[START Supplied data]

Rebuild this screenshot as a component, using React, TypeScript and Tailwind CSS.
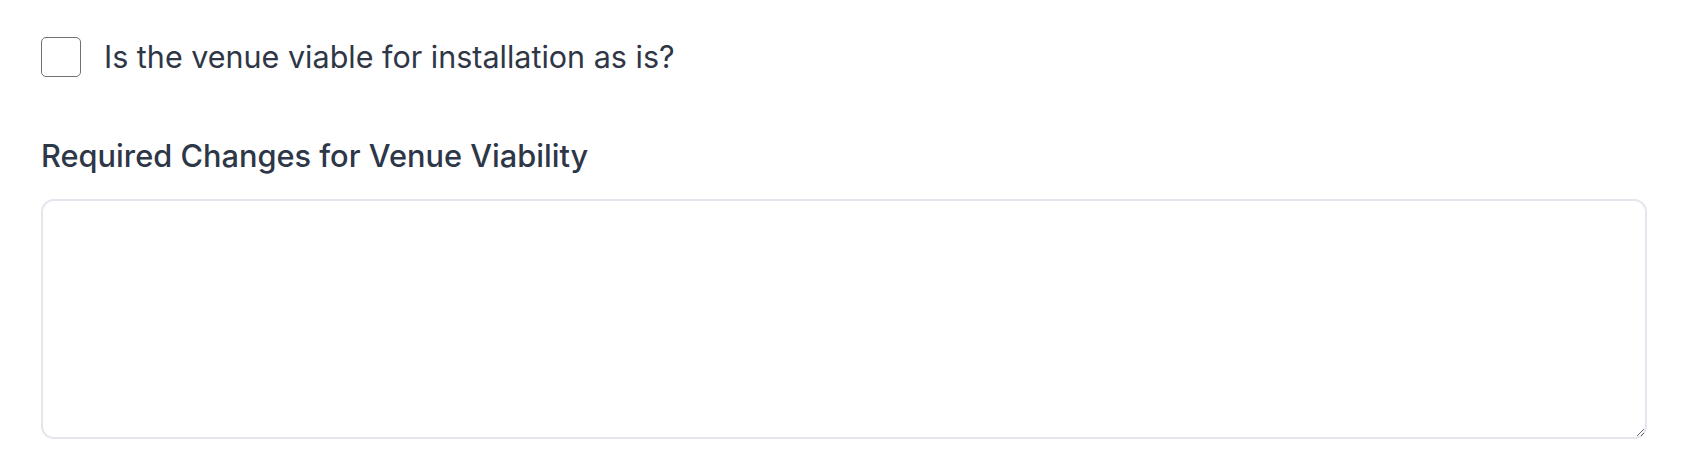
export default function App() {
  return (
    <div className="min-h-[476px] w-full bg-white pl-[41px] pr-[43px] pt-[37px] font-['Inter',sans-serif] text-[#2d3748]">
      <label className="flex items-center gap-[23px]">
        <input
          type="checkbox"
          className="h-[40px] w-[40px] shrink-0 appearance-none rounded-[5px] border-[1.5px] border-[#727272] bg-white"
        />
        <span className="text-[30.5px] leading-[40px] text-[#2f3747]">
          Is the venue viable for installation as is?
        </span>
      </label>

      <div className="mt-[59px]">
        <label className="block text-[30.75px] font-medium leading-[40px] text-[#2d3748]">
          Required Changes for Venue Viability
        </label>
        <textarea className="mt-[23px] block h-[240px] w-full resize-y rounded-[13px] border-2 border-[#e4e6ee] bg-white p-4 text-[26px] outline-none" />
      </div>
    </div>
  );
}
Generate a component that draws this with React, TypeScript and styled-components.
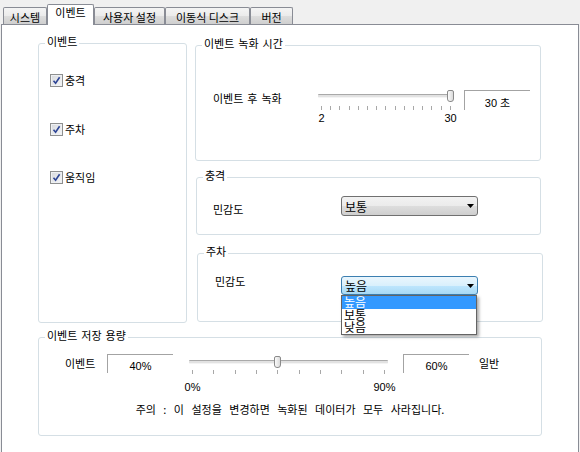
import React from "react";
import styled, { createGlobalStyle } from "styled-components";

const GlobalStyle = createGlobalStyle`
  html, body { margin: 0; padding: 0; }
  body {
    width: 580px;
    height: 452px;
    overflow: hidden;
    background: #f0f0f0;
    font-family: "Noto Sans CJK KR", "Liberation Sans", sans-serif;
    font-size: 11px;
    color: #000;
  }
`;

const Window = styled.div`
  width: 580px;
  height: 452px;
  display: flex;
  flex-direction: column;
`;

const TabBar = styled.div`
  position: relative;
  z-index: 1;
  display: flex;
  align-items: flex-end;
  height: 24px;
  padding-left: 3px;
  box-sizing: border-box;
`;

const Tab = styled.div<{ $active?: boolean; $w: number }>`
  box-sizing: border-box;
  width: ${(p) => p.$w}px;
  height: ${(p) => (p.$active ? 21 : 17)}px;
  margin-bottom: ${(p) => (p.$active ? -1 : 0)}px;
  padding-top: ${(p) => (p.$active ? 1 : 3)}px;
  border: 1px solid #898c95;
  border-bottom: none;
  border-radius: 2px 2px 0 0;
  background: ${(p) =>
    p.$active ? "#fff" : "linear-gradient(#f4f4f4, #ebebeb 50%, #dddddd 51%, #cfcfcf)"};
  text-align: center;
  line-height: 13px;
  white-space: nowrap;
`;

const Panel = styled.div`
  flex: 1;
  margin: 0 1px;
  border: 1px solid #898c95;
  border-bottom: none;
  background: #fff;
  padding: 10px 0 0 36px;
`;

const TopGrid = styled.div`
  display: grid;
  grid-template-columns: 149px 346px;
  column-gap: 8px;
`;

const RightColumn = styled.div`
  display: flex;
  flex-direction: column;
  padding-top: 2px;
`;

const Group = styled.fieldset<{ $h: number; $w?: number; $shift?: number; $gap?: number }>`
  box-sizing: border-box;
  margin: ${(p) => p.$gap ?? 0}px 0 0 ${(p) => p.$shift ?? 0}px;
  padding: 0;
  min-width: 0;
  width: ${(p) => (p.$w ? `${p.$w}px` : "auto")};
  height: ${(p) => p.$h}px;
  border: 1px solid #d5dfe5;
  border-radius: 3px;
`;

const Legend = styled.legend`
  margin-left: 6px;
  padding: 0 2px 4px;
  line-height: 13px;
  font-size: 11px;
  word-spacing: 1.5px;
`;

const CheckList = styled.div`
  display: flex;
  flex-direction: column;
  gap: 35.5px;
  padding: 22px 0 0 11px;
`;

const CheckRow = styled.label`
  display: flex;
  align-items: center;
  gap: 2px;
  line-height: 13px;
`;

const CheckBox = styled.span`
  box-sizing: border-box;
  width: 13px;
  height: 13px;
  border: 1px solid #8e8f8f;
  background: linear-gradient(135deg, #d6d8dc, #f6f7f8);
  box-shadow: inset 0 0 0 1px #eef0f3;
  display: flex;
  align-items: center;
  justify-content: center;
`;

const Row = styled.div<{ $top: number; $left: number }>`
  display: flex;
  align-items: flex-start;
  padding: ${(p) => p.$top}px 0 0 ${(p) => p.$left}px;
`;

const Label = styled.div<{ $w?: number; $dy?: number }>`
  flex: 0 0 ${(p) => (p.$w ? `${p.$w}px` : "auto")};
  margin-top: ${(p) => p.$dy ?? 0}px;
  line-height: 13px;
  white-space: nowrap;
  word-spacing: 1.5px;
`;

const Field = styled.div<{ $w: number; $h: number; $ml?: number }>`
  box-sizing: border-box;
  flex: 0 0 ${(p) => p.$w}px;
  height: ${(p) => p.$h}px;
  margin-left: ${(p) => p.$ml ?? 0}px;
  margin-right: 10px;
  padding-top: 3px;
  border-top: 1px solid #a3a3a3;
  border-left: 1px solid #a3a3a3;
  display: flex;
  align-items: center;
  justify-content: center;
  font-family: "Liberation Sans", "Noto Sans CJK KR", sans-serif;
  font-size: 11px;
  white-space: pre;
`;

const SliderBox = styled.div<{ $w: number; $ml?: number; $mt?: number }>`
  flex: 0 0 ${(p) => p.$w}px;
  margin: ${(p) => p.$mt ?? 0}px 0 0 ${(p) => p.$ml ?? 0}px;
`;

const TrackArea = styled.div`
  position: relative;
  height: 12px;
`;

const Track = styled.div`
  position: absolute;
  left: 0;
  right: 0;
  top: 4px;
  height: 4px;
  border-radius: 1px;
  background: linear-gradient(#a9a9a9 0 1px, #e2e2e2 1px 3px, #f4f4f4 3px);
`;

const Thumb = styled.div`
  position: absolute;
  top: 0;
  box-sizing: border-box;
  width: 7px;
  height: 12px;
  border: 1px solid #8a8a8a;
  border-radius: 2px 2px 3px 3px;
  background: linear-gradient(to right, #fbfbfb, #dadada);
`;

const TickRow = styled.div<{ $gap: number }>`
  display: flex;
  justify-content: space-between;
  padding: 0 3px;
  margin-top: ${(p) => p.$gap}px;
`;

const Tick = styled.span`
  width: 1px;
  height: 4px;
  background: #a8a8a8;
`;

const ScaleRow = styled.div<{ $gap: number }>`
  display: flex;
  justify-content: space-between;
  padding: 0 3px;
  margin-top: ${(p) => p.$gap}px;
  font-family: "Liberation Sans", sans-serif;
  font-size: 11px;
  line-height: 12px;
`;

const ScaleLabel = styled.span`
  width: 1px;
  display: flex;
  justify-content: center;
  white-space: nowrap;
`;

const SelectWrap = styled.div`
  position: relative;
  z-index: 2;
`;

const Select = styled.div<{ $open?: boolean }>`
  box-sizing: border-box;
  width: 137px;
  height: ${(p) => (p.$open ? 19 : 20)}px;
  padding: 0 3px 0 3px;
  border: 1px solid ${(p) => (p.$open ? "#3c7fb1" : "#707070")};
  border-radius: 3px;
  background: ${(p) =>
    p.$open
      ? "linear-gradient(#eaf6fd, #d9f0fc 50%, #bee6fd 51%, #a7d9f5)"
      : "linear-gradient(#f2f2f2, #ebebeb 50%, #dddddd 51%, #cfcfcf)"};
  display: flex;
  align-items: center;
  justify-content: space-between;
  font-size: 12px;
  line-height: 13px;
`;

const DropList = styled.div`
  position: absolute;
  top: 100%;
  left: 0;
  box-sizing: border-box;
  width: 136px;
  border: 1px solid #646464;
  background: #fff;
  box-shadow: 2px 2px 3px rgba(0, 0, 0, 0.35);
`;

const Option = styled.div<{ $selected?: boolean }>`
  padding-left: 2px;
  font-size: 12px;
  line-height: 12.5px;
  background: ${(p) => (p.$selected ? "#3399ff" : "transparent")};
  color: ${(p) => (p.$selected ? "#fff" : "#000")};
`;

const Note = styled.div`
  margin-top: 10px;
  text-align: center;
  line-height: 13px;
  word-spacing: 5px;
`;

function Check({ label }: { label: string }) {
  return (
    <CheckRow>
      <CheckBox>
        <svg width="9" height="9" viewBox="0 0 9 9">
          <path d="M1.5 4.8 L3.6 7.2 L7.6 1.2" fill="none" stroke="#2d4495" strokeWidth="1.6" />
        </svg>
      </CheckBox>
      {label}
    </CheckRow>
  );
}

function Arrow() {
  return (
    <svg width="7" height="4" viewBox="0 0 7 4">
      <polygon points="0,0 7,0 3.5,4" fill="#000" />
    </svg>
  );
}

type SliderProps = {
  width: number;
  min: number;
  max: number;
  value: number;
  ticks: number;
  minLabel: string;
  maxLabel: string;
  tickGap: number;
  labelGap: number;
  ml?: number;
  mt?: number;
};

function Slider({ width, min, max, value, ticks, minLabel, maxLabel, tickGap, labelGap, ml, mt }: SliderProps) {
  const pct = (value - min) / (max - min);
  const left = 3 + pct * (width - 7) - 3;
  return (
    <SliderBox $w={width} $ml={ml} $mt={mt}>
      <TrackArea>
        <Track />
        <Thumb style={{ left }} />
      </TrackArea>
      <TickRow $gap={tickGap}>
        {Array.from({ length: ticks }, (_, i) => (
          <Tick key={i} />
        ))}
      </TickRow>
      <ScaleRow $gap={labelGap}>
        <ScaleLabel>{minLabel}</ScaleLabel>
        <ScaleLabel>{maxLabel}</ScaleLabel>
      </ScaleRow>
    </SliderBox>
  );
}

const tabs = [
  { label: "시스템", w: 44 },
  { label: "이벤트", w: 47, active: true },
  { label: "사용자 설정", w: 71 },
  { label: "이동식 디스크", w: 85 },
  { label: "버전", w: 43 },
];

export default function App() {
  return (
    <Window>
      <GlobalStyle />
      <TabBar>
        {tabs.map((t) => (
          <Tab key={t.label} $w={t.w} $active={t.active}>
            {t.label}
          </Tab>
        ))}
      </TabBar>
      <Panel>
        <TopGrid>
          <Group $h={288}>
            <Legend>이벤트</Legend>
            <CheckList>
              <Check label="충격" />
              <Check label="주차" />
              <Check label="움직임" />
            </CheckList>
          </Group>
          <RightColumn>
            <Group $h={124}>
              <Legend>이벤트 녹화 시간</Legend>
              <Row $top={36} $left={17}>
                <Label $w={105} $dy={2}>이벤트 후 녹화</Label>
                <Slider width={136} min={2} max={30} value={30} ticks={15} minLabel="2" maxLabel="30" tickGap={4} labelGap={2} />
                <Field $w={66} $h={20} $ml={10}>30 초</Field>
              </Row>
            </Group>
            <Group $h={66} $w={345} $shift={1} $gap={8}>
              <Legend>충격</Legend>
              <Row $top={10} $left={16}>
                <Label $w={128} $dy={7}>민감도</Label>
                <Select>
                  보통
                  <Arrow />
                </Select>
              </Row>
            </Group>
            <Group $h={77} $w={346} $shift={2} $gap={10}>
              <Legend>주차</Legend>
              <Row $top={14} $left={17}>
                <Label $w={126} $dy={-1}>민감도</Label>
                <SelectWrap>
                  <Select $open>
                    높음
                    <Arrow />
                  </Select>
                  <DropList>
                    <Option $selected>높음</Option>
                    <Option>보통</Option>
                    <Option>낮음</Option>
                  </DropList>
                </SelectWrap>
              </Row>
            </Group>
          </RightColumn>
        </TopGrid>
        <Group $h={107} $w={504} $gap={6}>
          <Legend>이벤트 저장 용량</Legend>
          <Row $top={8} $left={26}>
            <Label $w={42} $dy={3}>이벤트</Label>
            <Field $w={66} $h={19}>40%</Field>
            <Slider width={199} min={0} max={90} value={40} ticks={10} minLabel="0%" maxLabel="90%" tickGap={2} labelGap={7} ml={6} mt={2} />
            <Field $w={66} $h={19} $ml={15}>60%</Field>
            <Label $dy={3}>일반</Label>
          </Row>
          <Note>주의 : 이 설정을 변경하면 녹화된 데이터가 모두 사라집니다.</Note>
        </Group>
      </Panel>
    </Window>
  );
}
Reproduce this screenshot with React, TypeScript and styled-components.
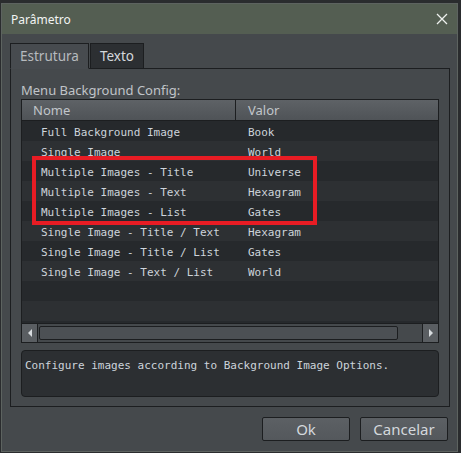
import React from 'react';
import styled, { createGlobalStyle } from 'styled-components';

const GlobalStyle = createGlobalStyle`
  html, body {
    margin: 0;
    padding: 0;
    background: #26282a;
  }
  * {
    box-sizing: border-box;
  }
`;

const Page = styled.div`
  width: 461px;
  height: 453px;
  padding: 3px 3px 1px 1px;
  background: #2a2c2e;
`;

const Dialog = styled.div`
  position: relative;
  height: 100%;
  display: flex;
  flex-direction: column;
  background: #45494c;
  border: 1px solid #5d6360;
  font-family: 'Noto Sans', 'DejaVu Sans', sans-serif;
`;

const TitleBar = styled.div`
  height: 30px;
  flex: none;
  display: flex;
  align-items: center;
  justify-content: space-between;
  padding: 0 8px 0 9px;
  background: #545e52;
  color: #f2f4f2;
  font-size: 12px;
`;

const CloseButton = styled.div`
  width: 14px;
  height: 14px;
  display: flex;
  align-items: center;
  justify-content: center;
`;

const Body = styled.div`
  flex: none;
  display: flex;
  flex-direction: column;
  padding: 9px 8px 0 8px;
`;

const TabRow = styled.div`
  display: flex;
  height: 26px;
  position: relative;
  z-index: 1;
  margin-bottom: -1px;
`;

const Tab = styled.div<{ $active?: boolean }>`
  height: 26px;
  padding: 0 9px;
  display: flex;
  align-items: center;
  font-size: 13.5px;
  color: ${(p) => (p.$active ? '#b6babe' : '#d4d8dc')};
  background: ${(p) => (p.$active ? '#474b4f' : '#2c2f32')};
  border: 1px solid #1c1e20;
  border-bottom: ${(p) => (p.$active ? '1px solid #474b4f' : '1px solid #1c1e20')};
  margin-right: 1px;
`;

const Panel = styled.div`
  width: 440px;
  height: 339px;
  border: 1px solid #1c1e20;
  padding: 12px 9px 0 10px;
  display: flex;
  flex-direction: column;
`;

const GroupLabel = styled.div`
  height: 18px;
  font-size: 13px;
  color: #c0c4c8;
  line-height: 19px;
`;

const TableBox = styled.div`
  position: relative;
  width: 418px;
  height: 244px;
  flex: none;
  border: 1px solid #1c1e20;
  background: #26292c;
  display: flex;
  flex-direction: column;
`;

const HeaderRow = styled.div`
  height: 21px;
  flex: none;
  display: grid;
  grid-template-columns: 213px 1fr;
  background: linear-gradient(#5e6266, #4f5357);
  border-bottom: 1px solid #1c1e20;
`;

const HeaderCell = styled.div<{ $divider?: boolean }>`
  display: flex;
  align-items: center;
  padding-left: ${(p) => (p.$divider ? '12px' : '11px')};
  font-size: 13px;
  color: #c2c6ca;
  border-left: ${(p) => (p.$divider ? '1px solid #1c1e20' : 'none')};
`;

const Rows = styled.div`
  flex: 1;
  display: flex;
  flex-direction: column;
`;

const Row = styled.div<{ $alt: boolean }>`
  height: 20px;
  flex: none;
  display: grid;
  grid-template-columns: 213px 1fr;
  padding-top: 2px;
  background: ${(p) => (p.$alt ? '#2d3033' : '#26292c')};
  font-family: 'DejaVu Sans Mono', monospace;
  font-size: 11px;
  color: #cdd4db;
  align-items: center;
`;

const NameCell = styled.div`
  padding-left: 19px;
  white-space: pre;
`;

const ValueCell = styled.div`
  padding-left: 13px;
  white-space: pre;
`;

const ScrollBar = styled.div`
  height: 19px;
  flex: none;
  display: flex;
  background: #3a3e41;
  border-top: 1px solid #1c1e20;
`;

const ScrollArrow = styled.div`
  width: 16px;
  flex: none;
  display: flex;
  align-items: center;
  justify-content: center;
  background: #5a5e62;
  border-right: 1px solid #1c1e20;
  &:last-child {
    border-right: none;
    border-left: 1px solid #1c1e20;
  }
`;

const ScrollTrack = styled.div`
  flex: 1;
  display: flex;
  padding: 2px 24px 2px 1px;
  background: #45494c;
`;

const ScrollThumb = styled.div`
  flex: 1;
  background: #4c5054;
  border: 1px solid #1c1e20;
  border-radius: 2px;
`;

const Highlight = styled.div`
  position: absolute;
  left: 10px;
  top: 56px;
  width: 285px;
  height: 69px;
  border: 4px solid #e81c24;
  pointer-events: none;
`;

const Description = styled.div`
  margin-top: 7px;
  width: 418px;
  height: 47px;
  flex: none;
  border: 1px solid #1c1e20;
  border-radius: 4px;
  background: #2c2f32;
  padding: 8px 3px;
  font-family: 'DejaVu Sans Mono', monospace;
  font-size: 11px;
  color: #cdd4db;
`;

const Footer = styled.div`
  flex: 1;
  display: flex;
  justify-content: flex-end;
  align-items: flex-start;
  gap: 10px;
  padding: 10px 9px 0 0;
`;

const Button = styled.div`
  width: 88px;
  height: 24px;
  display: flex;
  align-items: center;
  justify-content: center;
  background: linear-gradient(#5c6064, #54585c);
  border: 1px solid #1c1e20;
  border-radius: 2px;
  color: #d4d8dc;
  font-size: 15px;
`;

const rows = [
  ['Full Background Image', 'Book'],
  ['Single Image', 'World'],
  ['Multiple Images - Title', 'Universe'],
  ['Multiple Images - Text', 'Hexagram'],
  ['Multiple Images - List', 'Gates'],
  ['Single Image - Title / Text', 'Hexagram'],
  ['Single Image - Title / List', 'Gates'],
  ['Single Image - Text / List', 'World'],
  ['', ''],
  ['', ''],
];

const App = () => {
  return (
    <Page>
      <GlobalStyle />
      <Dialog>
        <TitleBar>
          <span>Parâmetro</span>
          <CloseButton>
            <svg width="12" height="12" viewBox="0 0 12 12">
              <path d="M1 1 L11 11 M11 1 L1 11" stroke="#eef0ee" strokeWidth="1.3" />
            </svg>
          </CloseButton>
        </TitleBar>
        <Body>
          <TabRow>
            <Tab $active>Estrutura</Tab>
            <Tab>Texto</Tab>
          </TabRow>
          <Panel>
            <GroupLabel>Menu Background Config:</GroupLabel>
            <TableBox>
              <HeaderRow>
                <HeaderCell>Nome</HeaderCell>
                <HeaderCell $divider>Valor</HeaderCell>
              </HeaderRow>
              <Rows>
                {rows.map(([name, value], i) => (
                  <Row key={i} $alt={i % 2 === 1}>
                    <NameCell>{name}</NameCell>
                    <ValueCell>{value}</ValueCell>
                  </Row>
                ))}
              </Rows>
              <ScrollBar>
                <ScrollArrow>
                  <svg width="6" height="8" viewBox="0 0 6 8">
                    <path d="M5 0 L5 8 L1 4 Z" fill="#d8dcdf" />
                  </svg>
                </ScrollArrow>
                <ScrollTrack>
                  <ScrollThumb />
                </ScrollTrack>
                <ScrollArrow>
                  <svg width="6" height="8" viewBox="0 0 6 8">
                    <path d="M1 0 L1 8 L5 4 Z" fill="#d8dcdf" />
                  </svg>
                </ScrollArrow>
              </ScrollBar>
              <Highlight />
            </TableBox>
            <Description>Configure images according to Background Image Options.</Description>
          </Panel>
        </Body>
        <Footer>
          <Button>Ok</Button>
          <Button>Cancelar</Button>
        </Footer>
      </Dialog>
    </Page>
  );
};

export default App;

[END Supplied data]

Task requirements:
Tally every line of the data that holds the word "this" and write the count alone.

The output:
3